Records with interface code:
● ● ● ● ●
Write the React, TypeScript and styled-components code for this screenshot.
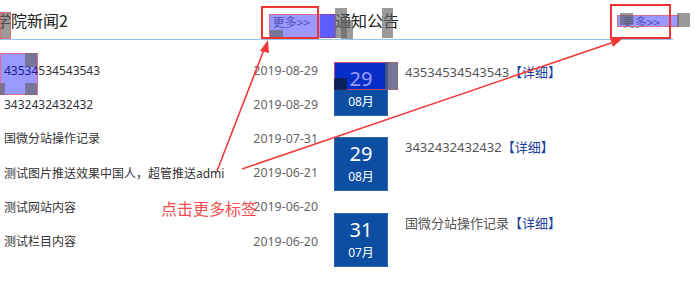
import React from "react";
import styled, { createGlobalStyle } from "styled-components";

const Global = createGlobalStyle`
  html, body { margin: 0; padding: 0; background: #fff; }
  body { font-family: "Noto Sans", "Noto Sans CJK SC", sans-serif; color: #333; }
`;

const Page = styled.div`
  position: relative;
  width: 698px;
  height: 288px;
  overflow: hidden;
  display: flex;
  align-items: flex-start;
`;

const Panel = styled.section<{ $w: number; $ml: number }>`
  width: ${(p) => p.$w}px;
  margin-left: ${(p) => p.$ml}px;
  display: flex;
  flex-direction: column;
`;

const Header = styled.div`
  height: 39px;
  border-bottom: 1px solid #94c3ec;
  display: flex;
  align-items: center;
  justify-content: space-between;
`;

const Title = styled.h2<{ $ml: number }>`
  margin: 0 0 0 ${(p) => p.$ml}px;
  font-size: 16px;
  font-weight: normal;
  color: #222;
  line-height: 22px;
  white-space: nowrap;
  font-family: "Noto Sans CJK SC", sans-serif;
`;

const More = styled.a<{ $mr: number }>`
  margin-right: ${(p) => p.$mr}px;
  margin-top: 3px;
  font-size: 12px;
  color: #888;
  text-decoration: none;
  font-family: "Noto Sans CJK SC", sans-serif;
`;

const NewsList = styled.ul`
  list-style: none;
  margin: 0;
  padding: 13px 15px 0 4px;
`;

const NewsRow = styled.li`
  height: 34.2px;
  display: flex;
  align-items: center;
  justify-content: space-between;
  font-size: 12px;
`;

const NewsTitle = styled.span`
  white-space: nowrap;
  color: #333;
  font-family: "Noto Sans", "Noto Sans CJK SC", sans-serif;
`;

const NewsDate = styled.span`
  color: #666;
  font-size: 12.4px;
  font-family: "Noto Sans", sans-serif;
`;

const NoticeList = styled.ul`
  list-style: none;
  margin: 0;
  padding: 22px 0 0 0;
  display: flex;
  flex-direction: column;
  gap: 21.3px;
`;

const NoticeRow = styled.li`
  display: flex;
  align-items: flex-start;
  gap: 17px;
`;

const DateBox = styled.div`
  width: 54px;
  height: 54px;
  background: #0b4ea2;
  color: #fff;
  display: flex;
  flex-direction: column;
  align-items: center;
  box-sizing: border-box;
  border: 1px solid #2d66b0;
`;

const Day = styled.div`
  font-size: 20px;
  line-height: 26px;
  margin-top: 3px;
  font-family: "Noto Sans", sans-serif;
`;

const Month = styled.div`
  font-size: 12px;
  line-height: 16px;
  margin-top: 2px;
  font-family: "Noto Sans", "Noto Sans CJK SC", sans-serif;
`;

const NoticeText = styled.div`
  font-size: 13px;
  line-height: 20px;
  color: #555;
  font-family: "Noto Sans", "Noto Sans CJK SC", sans-serif;
`;

const Detail = styled.a`
  color: #1d3f9c;
  text-decoration: none;
  font-family: "Noto Sans CJK SC", sans-serif;
`;

/* devtools highlight artifacts lying over the page */
const Mark = styled.div<{ $kind: "purple" | "grey" | "dark"; $red?: boolean }>`
  position: absolute;
  pointer-events: none;
  box-sizing: border-box;
  background: ${(p) =>
    p.$kind === "purple"
      ? "rgba(0,0,255,0.4)"
      : p.$kind === "grey"
      ? "rgba(100,100,100,0.65)"
      : "rgba(10,30,70,0.85)"};
  border: ${(p) => (p.$red ? "1px solid rgba(255,90,90,0.7)" : "none")};
`;

const Annot = styled.svg`
  position: absolute;
  left: 0;
  top: 0;
  pointer-events: none;
`;

const AnnotLabel = styled.div`
  position: absolute;
  left: 161px;
  top: 197px;
  font-size: 16px;
  line-height: 22px;
  color: #f54d4d;
  font-family: "Noto Sans CJK SC", sans-serif;
  white-space: nowrap;
`;

const news = [
  ["43534534543543", "2019-08-29"],
  ["3432432432432", "2019-08-29"],
  ["国微分站操作记录", "2019-07-31"],
  ["测试图片推送效果中国人，超管推送admi", "2019-06-21"],
  ["测试网站内容", "2019-06-20"],
  ["测试栏目内容", "2019-06-20"],
];

const notices = [
  { day: "29", month: "08月", title: "43534534543543" },
  { day: "29", month: "08月", title: "3432432432432" },
  { day: "31", month: "07月", title: "国微分站操作记录" },
];

const marks: { l: number; t: number; w: number; h: number; k: "purple" | "grey" | "dark"; red?: boolean }[] = [
  { l: 0, t: 12, w: 11, h: 27, k: "grey", red: true },
  { l: 269, t: 14, w: 67, h: 24, k: "purple", red: true },
  { l: 270, t: 30, w: 13, h: 8, k: "grey" },
  { l: 320, t: 14, w: 15, h: 24, k: "purple" },
  { l: 335, t: 8, w: 12, h: 30, k: "grey" },
  { l: 341, t: 20, w: 12, h: 19, k: "grey" },
  { l: 382, t: 8, w: 11, h: 30, k: "grey" },
  { l: 617, t: 15, w: 62, h: 12, k: "purple", red: true },
  { l: 620, t: 13, w: 13, h: 12, k: "grey" },
  { l: 677, t: 13, w: 13, h: 14, k: "grey" },
  { l: 0, t: 53, w: 38, h: 42, k: "purple", red: true },
  { l: 25, t: 53, w: 12, h: 14, k: "grey" },
  { l: 0, t: 83, w: 5, h: 12, k: "grey" },
  { l: 25, t: 83, w: 12, h: 12, k: "grey" },
  { l: 334, t: 62, w: 64, h: 28, k: "purple", red: true },
  { l: 385, t: 62, w: 13, h: 28, k: "grey" },
  { l: 334, t: 78, w: 13, h: 12, k: "dark" },
];

export default function App() {
  return (
    <>
      <Global />
      <Page>
        <Panel $w={333} $ml={0}>
          <Header>
            <Title $ml={-5}>学院新闻2</Title>
            <More href="#" $mr={23}>更多&gt;&gt;</More>
          </Header>
          <NewsList>
            {news.map(([t, d], i) => (
              <NewsRow key={i}>
                <NewsTitle>{t}</NewsTitle>
                <NewsDate>{d}</NewsDate>
              </NewsRow>
            ))}
          </NewsList>
        </Panel>
        <Panel $w={339} $ml={1}>
          <Header>
            <Title $ml={1}>通知公告</Title>
            <More href="#" $mr={13}>更多&gt;&gt;</More>
          </Header>
          <NoticeList>
            {notices.map((n, i) => (
              <NoticeRow key={i}>
                <DateBox>
                  <Day>{n.day}</Day>
                  <Month>{n.month}</Month>
                </DateBox>
                <NoticeText>
                  {n.title}
                  <Detail href="#">【详细】</Detail>
                </NoticeText>
              </NoticeRow>
            ))}
          </NoticeList>
        </Panel>

        {marks.map((m, i) => (
          <Mark key={i} $kind={m.k} $red={m.red} style={{ left: m.l, top: m.t, width: m.w, height: m.h }} />
        ))}

        <Annot width={698} height={288} viewBox="0 0 698 288">
          <rect x={262} y={7} width={56} height={31} fill="none" stroke="#ee3333" strokeWidth={2} />
          <rect x={611} y={5} width={59} height={33} fill="none" stroke="#ee3333" strokeWidth={2} />
          <line x1={217} y1={171} x2={265} y2={47} stroke="#f03a3a" strokeWidth={1.6} />
          <polygon points="268,40 260,51 269,53" fill="#f03a3a" />
          <line x1={242} y1={169} x2={614} y2={42} stroke="#f03a3a" strokeWidth={1.6} />
          <polygon points="622,39 610,38 613,47" fill="#f03a3a" />
        </Annot>
        <AnnotLabel>点击更多标签</AnnotLabel>
      </Page>
    </>
  );
}
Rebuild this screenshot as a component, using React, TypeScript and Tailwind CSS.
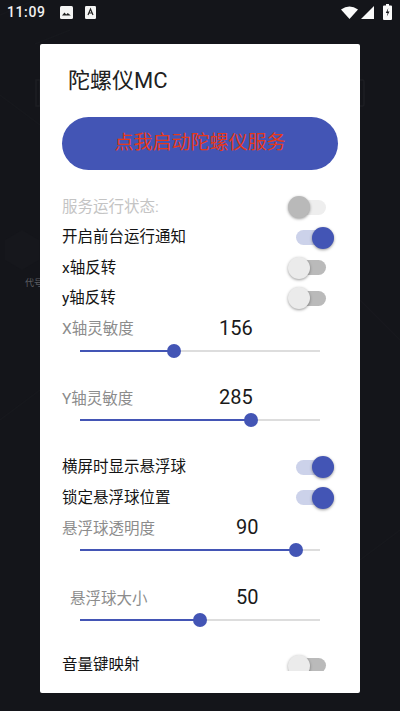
const cjk = "font-['Roboto','Noto_Sans_CJK_SC',sans-serif]";

function Toggle({ on, disabled }: { on?: boolean; disabled?: boolean }) {
  const track = on ? "ml-2 bg-[#ccd2ea]" : disabled ? "ml-1 mr-2 bg-[#eeeeee]" : "ml-1 mr-2 bg-[#bababa]";
  const thumb = on ? "right-0 bg-[#4355b5]" : disabled ? "left-0 bg-[#b9b9b9]" : "left-0 bg-[#ebebeb]";
  return (
    <div className="relative flex h-[22px] w-[46px] shrink-0 items-center">
      <div className={`h-[15px] flex-1 rounded-full ${track}`} />
      <div className={`absolute top-0 h-[22px] w-[22px] rounded-full shadow-[0_1px_3px_rgba(0,0,0,0.4)] ${thumb}`} />
    </div>
  );
}

function ToggleRow({ label, on, disabled }: { label: string; on?: boolean; disabled?: boolean }) {
  return (
    <div className="flex h-[30.4px] items-center justify-between pl-[22px] pr-[26px]">
      <span className={`pt-[1px] text-[15.500px] ${disabled ? "text-[#c4c4c4]" : "text-[#141414]"}`}>{label}</span>
      <Toggle on={on} disabled={disabled} />
    </div>
  );
}

function SliderBlock({
  label,
  value,
  pct,
  valueLeft,
  labelLeft = "pl-[22px]",
}: {
  label: string;
  value: number;
  pct: number;
  valueLeft: string;
  labelLeft?: string;
}) {
  return (
    <div className="flex h-[69.500px] flex-col">
      <div className="relative flex h-[30px] items-center">
        <span className={`pt-[3px] text-[15.500px] text-[#8c8c8c] ${labelLeft}`}>{label}</span>
        <span className={`absolute -top-[1px] text-[20px] text-[#1a1a1a] ${valueLeft}`}>{value}</span>
      </div>
      <div className="mx-10 flex h-[14px] items-center">
        <div className="relative h-[2px] w-full bg-[#dddddd]">
          <div className="h-full bg-[#4355b5]" style={{ width: `${pct}%` }} />
          <div
            className="absolute -top-[6px] -ml-[7px] h-[14px] w-[14px] rounded-full bg-[#4355b5]"
            style={{ left: `${pct}%` }}
          />
        </div>
      </div>
    </div>
  );
}

export default function App() {
  return (
    <div className={`relative h-[711px] w-[400px] overflow-hidden bg-[#14151a] ${cjk}`}>
      {/* faint launcher behind the dialog */}
      <svg className="absolute left-0 top-0" width="400" height="711" fill="none" stroke="#17181d" strokeWidth="1.500">
        <path d="M5 240l17-10 17 10v20l-17 10-17-10z" fill="#16171c" stroke="none" />
        <path d="M0 15l35-15M70 30l-35 14" />
        <path d="M36 80h4v26h-4zM360 80h3q1 0 1 2v22q0 2-1 2h-3" stroke="#1d1e23" />
        <path d="M0 95l40 30M360 300l40 40M0 420l40-30M360 560l40-30" />
      </svg>
      <span className="absolute left-[25px] top-[277px] text-[9px] text-[#5c5d62]">代号</span>

      <div className="relative flex h-[24px] items-center px-[7px]">
        <span className="w-[46px] text-[14px] font-medium tracking-[0.600px] text-[#f0f0f0]">11:09</span>
        <svg className="ml-[7px]" width="13" height="13" viewBox="0 0 13 13">
          <rect width="13" height="13" rx="1.500" fill="#f4f4f4" />
          <path d="M2 9.500l2.500-3 1.700 2 1.600-1.500 3 2.500z" fill="#222" />
        </svg>
        <svg className="ml-[12px]" width="11" height="13" viewBox="0 0 11 13">
          <rect width="11" height="13" rx="1.200" fill="#f4f4f4" />
          <path d="M3 9l2.500-6 2.500 6M3.900 7h3.200" stroke="#222" strokeWidth="1.200" fill="none" />
        </svg>
        <div className="ml-auto flex items-center">
          <svg width="17" height="13" viewBox="0 0 17 13">
            <path d="M0 3.500Q8.500-2.500 17 3.500L8.500 13z" fill="#fafafa" />
          </svg>
          <svg className="ml-[3px]" width="13" height="13" viewBox="0 0 13 13">
            <path d="M13 0v13H0z" fill="#fafafa" />
          </svg>
          <svg className="ml-[9px] mr-[1px]" width="9" height="16" viewBox="0 0 9 16">
            <path d="M3 0h3v1.500h2a1 1 0 0 1 1 1V15a1 1 0 0 1-1 1H1a1 1 0 0 1-1-1V2.500a1 1 0 0 1 1-1h2z" fill="#fafafa" />
            <path d="M5.300 4L2.800 9h1.800l-.8 3.500L6.500 7.500H4.600z" fill="#14151a" />
          </svg>
        </div>
      </div>

      <div className="relative ml-10 mt-5 flex h-[649px] w-[320px] flex-col overflow-hidden rounded-[2px] bg-white">
        <div className="flex h-[73px] items-center pl-[28px] text-[22px] text-[#212121]">陀螺仪MC</div>
        <div className="mx-[22px] flex h-[53px] items-center justify-center rounded-[27px] bg-[#4355b5] text-[19px] text-[#e5391a]">
          点我启动陀螺仪服务
        </div>
        <div className="mt-[22px] h-[479px] overflow-hidden">
          <ToggleRow label="服务运行状态:" disabled />
          <ToggleRow label="开启前台运行通知" on />
          <ToggleRow label="x轴反转" />
          <ToggleRow label="y轴反转" />
          <SliderBlock label="X轴灵敏度" value={156} pct={39} valueLeft="left-[179px]" />
          <SliderBlock label="Y轴灵敏度" value={285} pct={71.300} valueLeft="left-[179px]" />
          <div className="-mt-[0.500px]">
            <ToggleRow label="横屏时显示悬浮球" on />
            <ToggleRow label="锁定悬浮球位置" on />
          </div>
          <div className="mt-[0.500px]">
            <SliderBlock label="悬浮球透明度" value={90} pct={90} valueLeft="left-[196px]" />
            <SliderBlock label="悬浮球大小" value={50} pct={50} valueLeft="left-[196px]" labelLeft="pl-[30px]" />
          </div>
          <div className="-mt-[2px]">
            <ToggleRow label="音量键映射" />
          </div>
        </div>
      </div>
    </div>
  );
}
● ● ● ● ●
* [WHAT IS ASKED]
Search the entries for the word "this" and pick out every line that holds it.

* [EXERCISE RESULT]
Write the React, TypeScript and styled-components code for this screenshot.
Rebuild this screenshot as a component, using React, TypeScript and Tailwind CSS.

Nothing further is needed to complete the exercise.